As the story goes, I was girl talking with one of my friends and we were lamenting about our current relationship status, or lack thereof. She grabbed the newspaper and said, "Let's find you a real man!" A headline caught her eye, one that read "Tennessee Boy." My friend was from Tennessee herself and dared me to answer the ad. At first we called the number giggling many times listening to his voicemail and talking about his sweet southern accent. Eventually I finally got up the nerve to leave a message. He called back that evening and we spent hours talking and made a date to meet at Chili's the next night, October 16, 1995.
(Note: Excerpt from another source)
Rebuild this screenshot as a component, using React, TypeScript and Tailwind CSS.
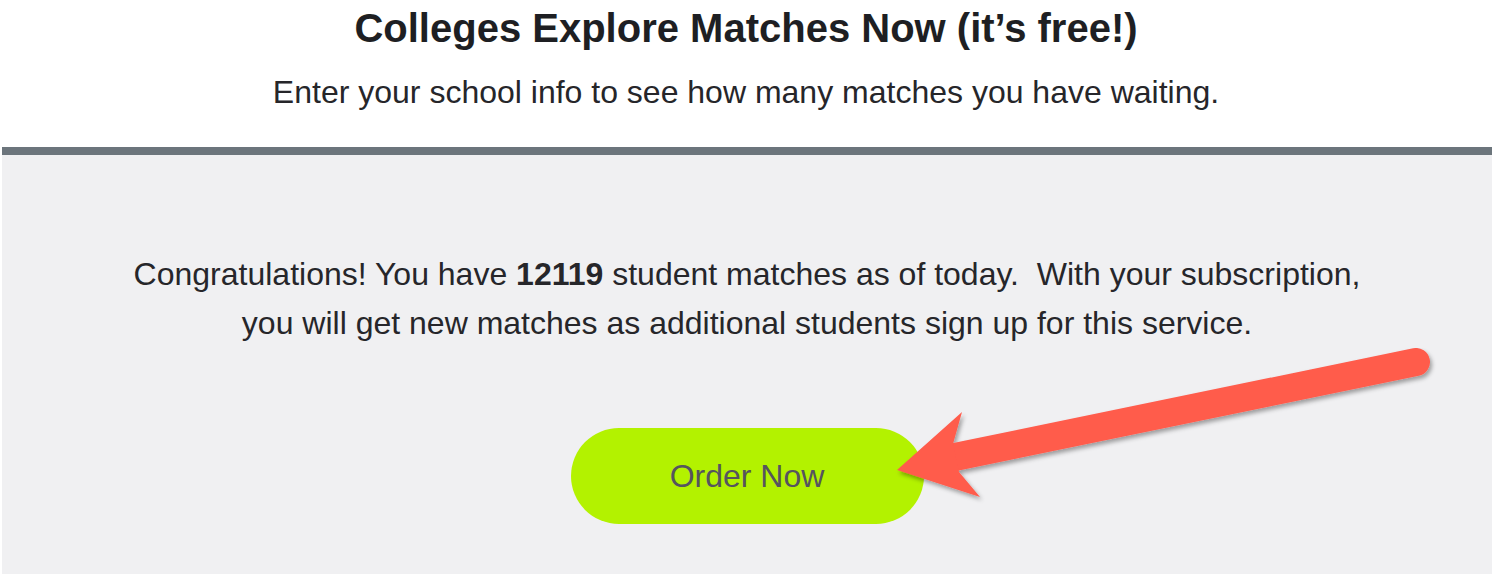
import React from 'react';

const Arrow = () => (
  <svg
    className="pointer-events-none absolute left-0 top-0"
    width="1492"
    height="574"
    viewBox="0 0 1492 574"
  >
    <defs>
      <filter id="arrowShadow" x="-10%" y="-10%" width="120%" height="130%">
        <feDropShadow dx="2" dy="3" stdDeviation="2" floodColor="#000" floodOpacity="0.35" />
      </filter>
    </defs>
    <g filter="url(#arrowShadow)" fill="#ff5b4c">
      <line x1="950" y1="458" x2="1416" y2="362" stroke="#ff5b4c" strokeWidth="28" strokeLinecap="round" />
      <polygon points="897,470 962,412 953,444 959,472 980,497" />
    </g>
  </svg>
);

export default function App() {
  return (
    <div className="relative h-[574px] w-full overflow-hidden bg-white font-['Liberation_Sans',Arial,sans-serif] text-[#26262a]">
      {/* header */}
      <div className="flex flex-col items-center">
        <h1 className="text-[40px] font-bold leading-[56px] text-[#1e1f23]">
          Colleges Explore Matches Now (it’s free!)
        </h1>
        <p className="mt-[14px] text-[32px] leading-[44px]">
          Enter your school info to see how many matches you have waiting.
        </p>
      </div>

      {/* panel */}
      <div className="ml-[2px] mt-[33px] h-[430px] border-t-8 border-[#6c757c] bg-[#f0f0f2]">
        <div className="flex flex-col items-center pt-[95px]">
          <p className="text-center text-[32px] leading-[49px]">
            Congratulations! You have <span className="font-bold">12119</span> student matches as of today.{'\u00a0'} With your subscription,
            <br />
            you will get new matches as additional students sign up for this service.
          </p>
          <button className="mt-[80px] flex h-[96px] w-[353px] items-center justify-center rounded-full bg-[#b3f200] text-[32px] text-[#55545e]">
            Order Now
          </button>
        </div>
      </div>

      <Arrow />
    </div>
  );
}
I fell hard that night, and that night he made sure as many of my future evenings were taken up with him as he could. He said he knew a sweet girl when he saw one and wasn't letting go. Flattery was getting him everywhere. Two weeks later he moved in with me, 4 years later we were married.
I still have that personal ad. It's in a baggie in a kitchen cabinet. It has been there for years and years. I don't know why I keep it there particularly; it just always has been there so I know where to find it. When people ask me how I met my husband I used to always say "I found him in the paper, he was free to a good home."
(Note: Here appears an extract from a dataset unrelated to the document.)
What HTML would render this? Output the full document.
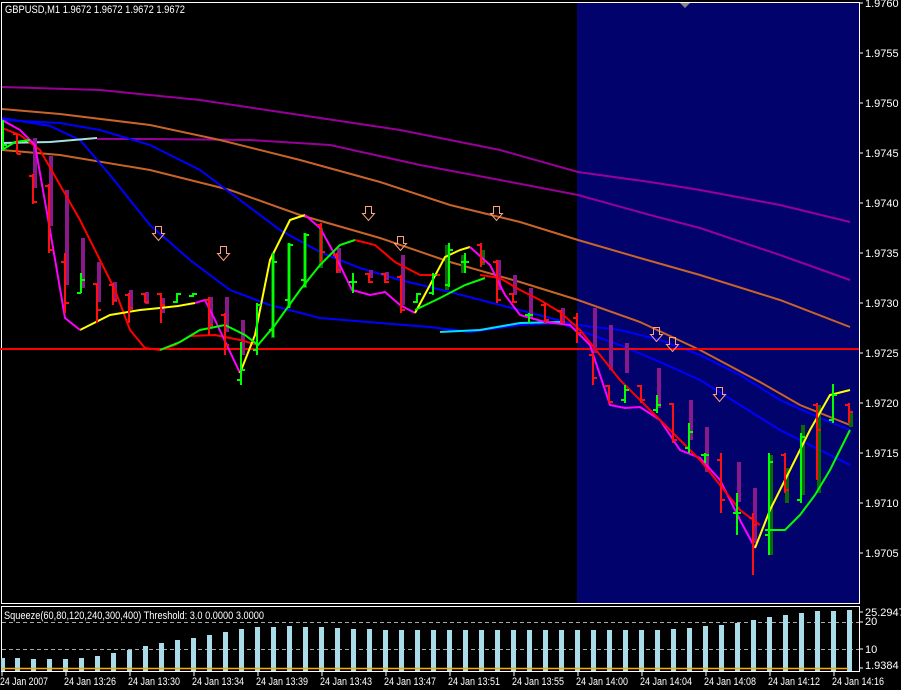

His ad wasn't supposed to run that week, he had canceled it. He said he had been meeting a ton of whack jobs and wasn't going to answer anymore, but had decided to call me back. Yes, perhaps it was fate.
Each year following on this date Steve would remind me about our first date "Remember how I held your hand and told you I didn't think you'd be that pretty? Well, I think you're prettier now then you were then." Each year, without fail. Through weight gain, wrinkles, stretch marks, you name it, he always said that. Today is the first year I'm not hearing those sweet words.
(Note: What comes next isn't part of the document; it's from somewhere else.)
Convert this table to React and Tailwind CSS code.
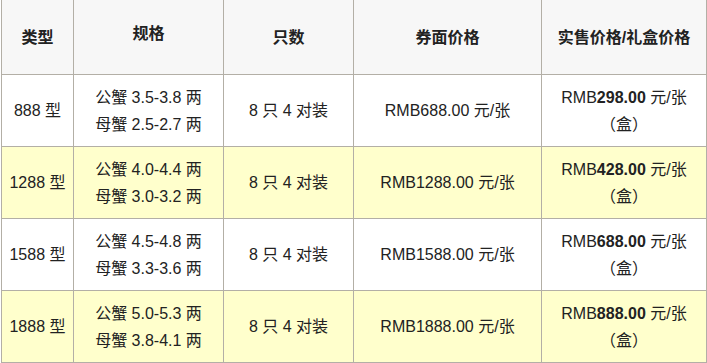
import React from 'react';

const rows = [
    { type: '888 型', male: '公蟹 3.5-3.8 两', female: '母蟹 2.5-2.7 两', face: 'RMB688.00 元/张', price: '298.00', alt: false },
    { type: '1288 型', male: '公蟹 4.0-4.4 两', female: '母蟹 3.0-3.2 两', face: 'RMB1288.00 元/张', price: '428.00', alt: true },
    { type: '1588 型', male: '公蟹 4.5-4.8 两', female: '母蟹 3.3-3.6 两', face: 'RMB1588.00 元/张', price: '688.00', alt: false },
    { type: '1888 型', male: '公蟹 5.0-5.3 两', female: '母蟹 3.8-4.1 两', face: 'RMB1888.00 元/张', price: '888.00', alt: true },
];

const Cell = ({ children, className = '' }) => (
    <div className={`flex flex-col items-center justify-center text-center border-r border-b border-[#b3afa6] ${className}`}>
        {children}
    </div>
);

const HeadCell = ({ children, className = '' }) => (
    <Cell className={`h-[75px] bg-[#f7f7f7] font-bold ${className}`}>{children}</Cell>
);

export default function App() {
    return (
        <div
            className="w-[707px] h-[363px] overflow-hidden bg-white text-[16px] leading-[27px] text-[#222]"
            style={{ fontFamily: '"Liberation Sans", Arial, "Noto Sans CJK SC", sans-serif' }}
        >
            <div className="ml-px grid grid-cols-[72px_150px_130px_188px_165px] border-l border-[#b3afa6]">
                {/* 表头 */}
                <HeadCell>类型</HeadCell>
                <HeadCell className="pb-2">规格</HeadCell>
                <HeadCell>只数</HeadCell>
                <HeadCell>券面价格</HeadCell>
                <HeadCell>实售价格/礼盒价格</HeadCell>

                {rows.map(r => {
                    const bg = r.alt ? 'bg-[#ffffcc]' : 'bg-white';
                    return (
                        <React.Fragment key={r.type}>
                            <Cell className={`h-[72px] ${bg}`}>{r.type}</Cell>
                            <Cell className={`h-[72px] ${bg}`}>
                                <span>{r.male}</span>
                                <span>{r.female}</span>
                            </Cell>
                            <Cell className={`h-[72px] ${bg}`}>8 只 4 对装</Cell>
                            <Cell className={`h-[72px] ${bg}`}>{r.face}</Cell>
                            <Cell className={`h-[72px] ${bg}`}>
                                <span>RMB<b>{r.price}</b> 元/张</span>
                                <span>（盒）</span>
                            </Cell>
                        </React.Fragment>
                    );
                })}
            </div>
        </div>
    );
}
I'm not overly sad today, just melancholy. Remembering. I can see that shit eating grin of his and him saying "Do you know what today is?" He always liked this day, October 16th, so I refuse to make it a sad day. There is an emptiness and twinge in my heart, but today represents one of those crossroads in my life. A new direction I took in my path of life 17 years ago. So tonight I will celebrate Steve, I will sit with his picture and drink a beer with him. I will listen and let him tell me I am pretty and I will look into his eyes and be flattered and I will remember how he made me feel every October 16th, like the prettiest wife in the whole world!